Odtwórca pierwszoplanowej roli Kevin Spacey poinformował dziś, że postanowił żyć jako gej. Bodźcem, który sprawił, że Spacey zdecydował się na "comming out" był zarzut, że przed laty dopuścił się on molestowania.
Aktor Anthony Rapp zarzucił Spacey'emu, że ten czynił mu awanse seksualne w 1986 roku. Rapp miał wtedy zaledwie 14 lat.
58-letni dziś Spacey, zdobywca Oskarów, popularny Frank Underwood w serialu "House of Cards", oświadczył na Twitterze, że nie pamięta tamtego incydentu z Rappem, ale podkreślił, że jeśli rzeczywiście dopuścił się wtedy molestowania seksualnego, to "szczerze przeprasza" za "głęboko niestosowne zachowanie po pijanemu".
Dodatkowo internetowa platforma VOD poinformowała dziś, że nie będzie kolejnego sezonu "House of Cards". Twórcy zapewniają, że decyzją została podjęta już wcześniej, ale widzowie uważają, że decyzja związana jest z oskarżeniami pod adresem aktora.

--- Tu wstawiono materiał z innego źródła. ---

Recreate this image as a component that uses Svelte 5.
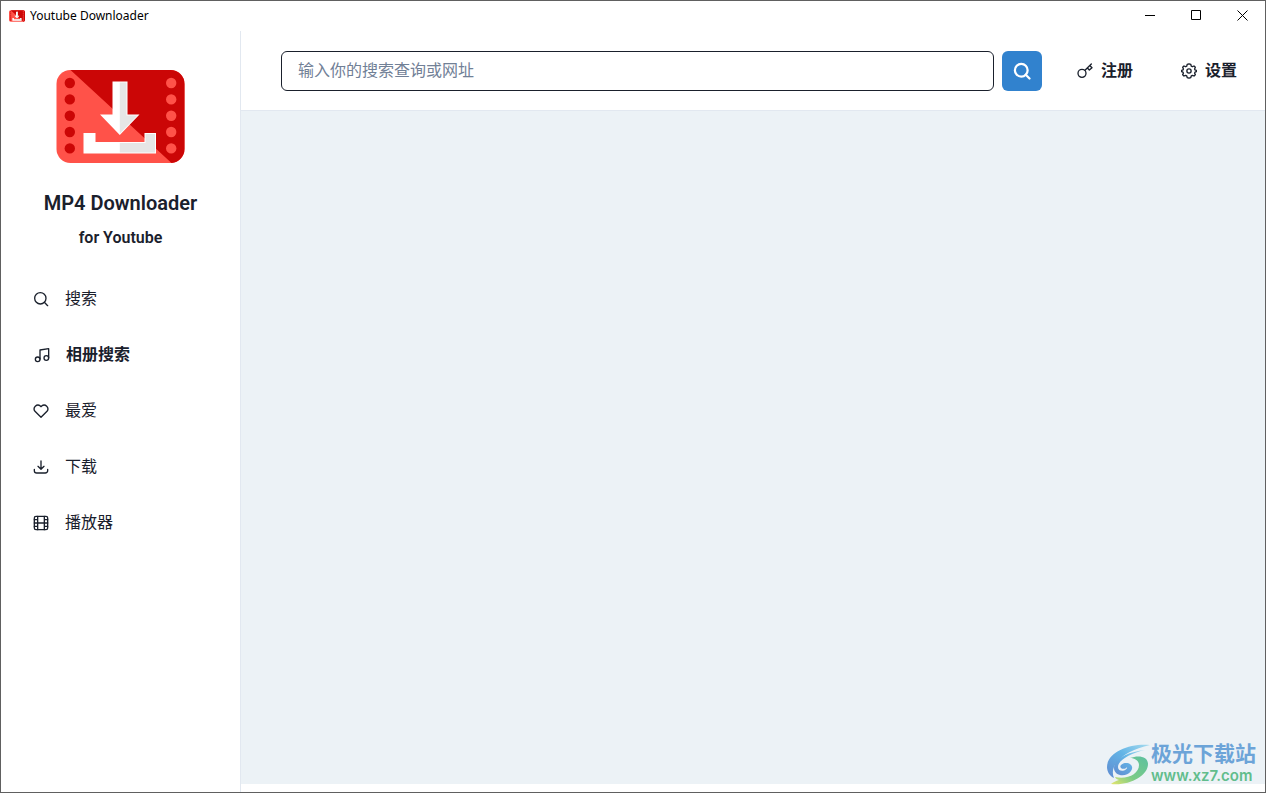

Kevin Spacey napisał dziś, że pod wpływem tego, co powiedział Rapp, postanowił zająć się "sprawami we własnym życiu". ”Chcę zająć się tym uczciwie i otwarcie, a zaczyna się to od przeanalizowania mojego własnego zachowania” - zaznaczył. Przyznał, że miał romantyczne związki zarówno z kobietami, jak i z mężczyznami i poinformował, że dokonał wyboru – postanowił żyć teraz jako gej.